• The task:
For the listing below, give the count of lines containing "screenshot", and no other text.

═════ Information provided

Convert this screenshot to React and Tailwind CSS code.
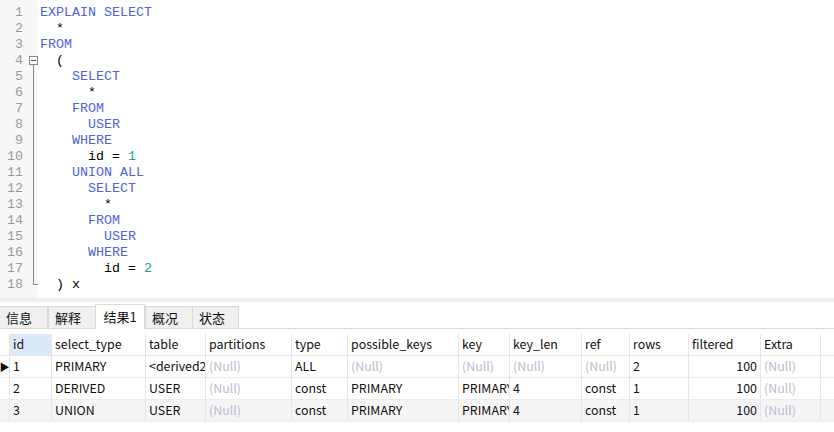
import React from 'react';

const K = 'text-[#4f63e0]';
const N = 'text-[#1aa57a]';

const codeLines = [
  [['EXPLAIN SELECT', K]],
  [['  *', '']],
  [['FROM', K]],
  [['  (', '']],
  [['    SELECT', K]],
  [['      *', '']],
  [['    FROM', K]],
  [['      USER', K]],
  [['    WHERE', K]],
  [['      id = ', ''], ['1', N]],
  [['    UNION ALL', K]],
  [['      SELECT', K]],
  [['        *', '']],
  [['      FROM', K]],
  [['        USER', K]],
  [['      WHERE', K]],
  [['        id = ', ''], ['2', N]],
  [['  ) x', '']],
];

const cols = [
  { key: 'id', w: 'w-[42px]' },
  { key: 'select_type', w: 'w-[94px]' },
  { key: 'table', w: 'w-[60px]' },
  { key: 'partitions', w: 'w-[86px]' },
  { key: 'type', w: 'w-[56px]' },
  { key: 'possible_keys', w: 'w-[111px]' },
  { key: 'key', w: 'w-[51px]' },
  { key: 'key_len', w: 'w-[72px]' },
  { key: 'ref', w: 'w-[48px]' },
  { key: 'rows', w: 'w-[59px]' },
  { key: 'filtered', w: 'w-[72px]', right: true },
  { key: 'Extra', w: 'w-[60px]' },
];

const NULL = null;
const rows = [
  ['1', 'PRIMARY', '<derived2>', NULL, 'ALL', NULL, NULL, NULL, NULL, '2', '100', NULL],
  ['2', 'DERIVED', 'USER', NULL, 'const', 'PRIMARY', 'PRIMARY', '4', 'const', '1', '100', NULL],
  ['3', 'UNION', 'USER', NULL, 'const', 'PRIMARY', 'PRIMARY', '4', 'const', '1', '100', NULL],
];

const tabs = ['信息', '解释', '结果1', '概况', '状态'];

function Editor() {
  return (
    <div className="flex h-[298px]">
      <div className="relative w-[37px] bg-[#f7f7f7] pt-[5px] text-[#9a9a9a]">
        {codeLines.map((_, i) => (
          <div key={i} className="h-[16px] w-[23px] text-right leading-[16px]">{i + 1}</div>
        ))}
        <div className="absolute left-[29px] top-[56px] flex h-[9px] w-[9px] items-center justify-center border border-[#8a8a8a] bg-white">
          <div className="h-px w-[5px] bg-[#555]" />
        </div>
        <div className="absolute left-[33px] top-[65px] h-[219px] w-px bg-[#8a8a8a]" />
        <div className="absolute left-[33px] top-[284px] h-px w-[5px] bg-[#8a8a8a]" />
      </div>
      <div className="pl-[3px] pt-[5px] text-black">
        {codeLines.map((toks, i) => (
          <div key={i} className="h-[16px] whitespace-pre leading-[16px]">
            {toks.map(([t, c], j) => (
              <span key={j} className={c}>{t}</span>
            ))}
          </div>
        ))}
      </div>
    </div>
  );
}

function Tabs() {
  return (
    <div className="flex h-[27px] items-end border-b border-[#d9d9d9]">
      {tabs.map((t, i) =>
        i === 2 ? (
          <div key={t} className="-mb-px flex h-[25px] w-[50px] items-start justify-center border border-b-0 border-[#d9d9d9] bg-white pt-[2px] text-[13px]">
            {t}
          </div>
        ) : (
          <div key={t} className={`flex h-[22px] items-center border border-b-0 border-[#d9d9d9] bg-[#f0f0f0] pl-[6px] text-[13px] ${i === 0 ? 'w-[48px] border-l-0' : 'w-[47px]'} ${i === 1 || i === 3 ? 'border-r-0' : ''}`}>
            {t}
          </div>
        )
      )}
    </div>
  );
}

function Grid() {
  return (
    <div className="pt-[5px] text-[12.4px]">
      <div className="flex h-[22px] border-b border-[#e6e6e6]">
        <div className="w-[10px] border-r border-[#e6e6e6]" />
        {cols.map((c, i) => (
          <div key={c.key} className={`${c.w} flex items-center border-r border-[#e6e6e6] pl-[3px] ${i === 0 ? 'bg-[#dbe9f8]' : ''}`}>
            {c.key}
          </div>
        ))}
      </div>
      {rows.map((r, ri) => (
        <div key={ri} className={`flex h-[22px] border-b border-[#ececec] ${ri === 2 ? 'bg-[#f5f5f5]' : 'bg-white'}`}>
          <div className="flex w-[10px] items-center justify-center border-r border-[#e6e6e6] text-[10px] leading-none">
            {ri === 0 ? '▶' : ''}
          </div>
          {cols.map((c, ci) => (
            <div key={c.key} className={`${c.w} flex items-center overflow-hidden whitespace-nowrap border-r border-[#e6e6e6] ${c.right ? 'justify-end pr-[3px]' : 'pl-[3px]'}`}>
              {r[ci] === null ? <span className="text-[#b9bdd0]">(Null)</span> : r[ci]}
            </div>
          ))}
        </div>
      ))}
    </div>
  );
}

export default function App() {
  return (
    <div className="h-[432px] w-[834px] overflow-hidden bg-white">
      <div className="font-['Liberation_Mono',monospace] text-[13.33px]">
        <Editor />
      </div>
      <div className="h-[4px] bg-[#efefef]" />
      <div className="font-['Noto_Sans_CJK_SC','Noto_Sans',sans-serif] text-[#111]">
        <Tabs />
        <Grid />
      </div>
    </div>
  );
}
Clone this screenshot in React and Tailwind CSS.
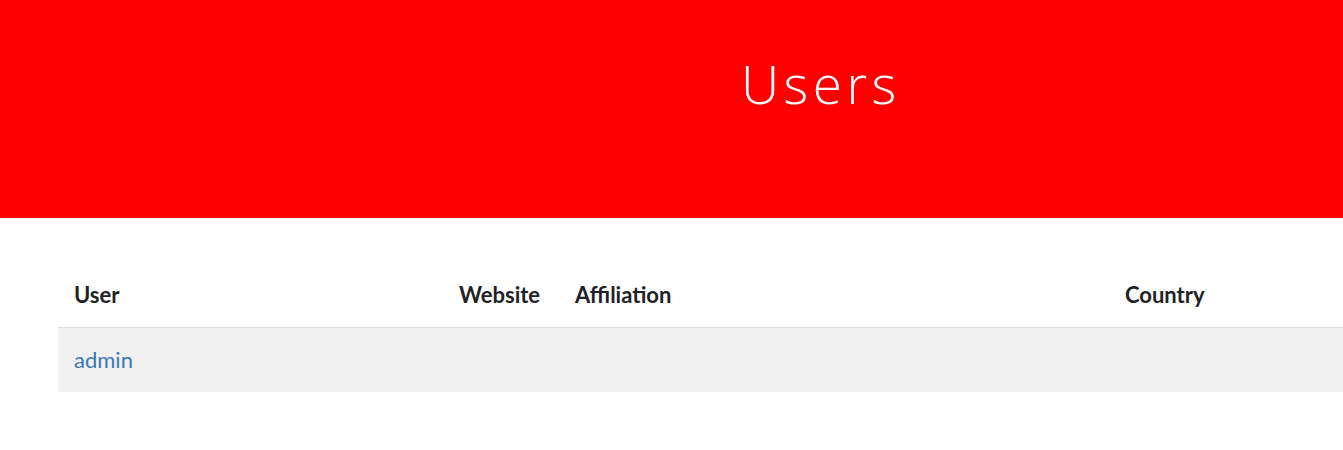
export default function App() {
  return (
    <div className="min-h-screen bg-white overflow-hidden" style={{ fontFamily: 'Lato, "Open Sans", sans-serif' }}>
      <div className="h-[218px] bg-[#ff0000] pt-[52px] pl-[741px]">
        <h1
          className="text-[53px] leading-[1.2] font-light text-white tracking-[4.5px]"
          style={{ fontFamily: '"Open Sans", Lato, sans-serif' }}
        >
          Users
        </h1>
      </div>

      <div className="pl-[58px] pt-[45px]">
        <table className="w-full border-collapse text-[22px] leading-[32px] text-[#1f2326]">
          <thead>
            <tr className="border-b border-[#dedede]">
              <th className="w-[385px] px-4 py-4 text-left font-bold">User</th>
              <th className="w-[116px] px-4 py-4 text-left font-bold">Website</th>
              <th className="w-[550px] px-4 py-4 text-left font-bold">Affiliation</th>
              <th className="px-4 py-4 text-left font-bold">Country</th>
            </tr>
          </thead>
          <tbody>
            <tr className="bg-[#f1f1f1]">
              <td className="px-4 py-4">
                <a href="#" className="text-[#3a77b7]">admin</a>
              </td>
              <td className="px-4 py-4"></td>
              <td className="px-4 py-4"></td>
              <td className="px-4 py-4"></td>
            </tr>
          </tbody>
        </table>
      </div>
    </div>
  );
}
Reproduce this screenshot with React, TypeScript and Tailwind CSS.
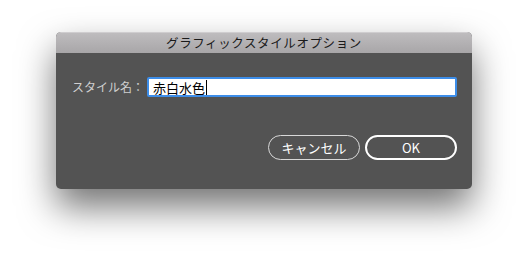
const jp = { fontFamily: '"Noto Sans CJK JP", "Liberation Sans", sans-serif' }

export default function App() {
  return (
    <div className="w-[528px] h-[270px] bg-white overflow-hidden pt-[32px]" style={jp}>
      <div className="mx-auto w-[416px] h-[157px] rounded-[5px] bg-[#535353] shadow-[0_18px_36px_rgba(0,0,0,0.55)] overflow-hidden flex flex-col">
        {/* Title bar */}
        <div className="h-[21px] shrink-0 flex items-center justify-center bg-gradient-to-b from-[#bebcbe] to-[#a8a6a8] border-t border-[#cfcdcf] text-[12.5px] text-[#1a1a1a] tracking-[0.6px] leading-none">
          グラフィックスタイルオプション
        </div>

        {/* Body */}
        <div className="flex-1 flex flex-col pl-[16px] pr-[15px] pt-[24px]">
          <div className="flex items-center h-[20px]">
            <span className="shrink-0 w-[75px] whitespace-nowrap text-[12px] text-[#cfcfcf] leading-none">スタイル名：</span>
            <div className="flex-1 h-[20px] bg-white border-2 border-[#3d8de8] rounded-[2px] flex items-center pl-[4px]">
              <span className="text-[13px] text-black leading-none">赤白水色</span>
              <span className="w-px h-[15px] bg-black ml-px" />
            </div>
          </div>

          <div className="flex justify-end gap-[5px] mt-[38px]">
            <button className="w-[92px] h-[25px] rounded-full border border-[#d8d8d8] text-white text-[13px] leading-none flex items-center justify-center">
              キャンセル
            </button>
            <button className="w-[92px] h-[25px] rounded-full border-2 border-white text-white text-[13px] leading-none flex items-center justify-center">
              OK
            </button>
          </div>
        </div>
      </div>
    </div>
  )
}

══════════

• Response to this exercise:
3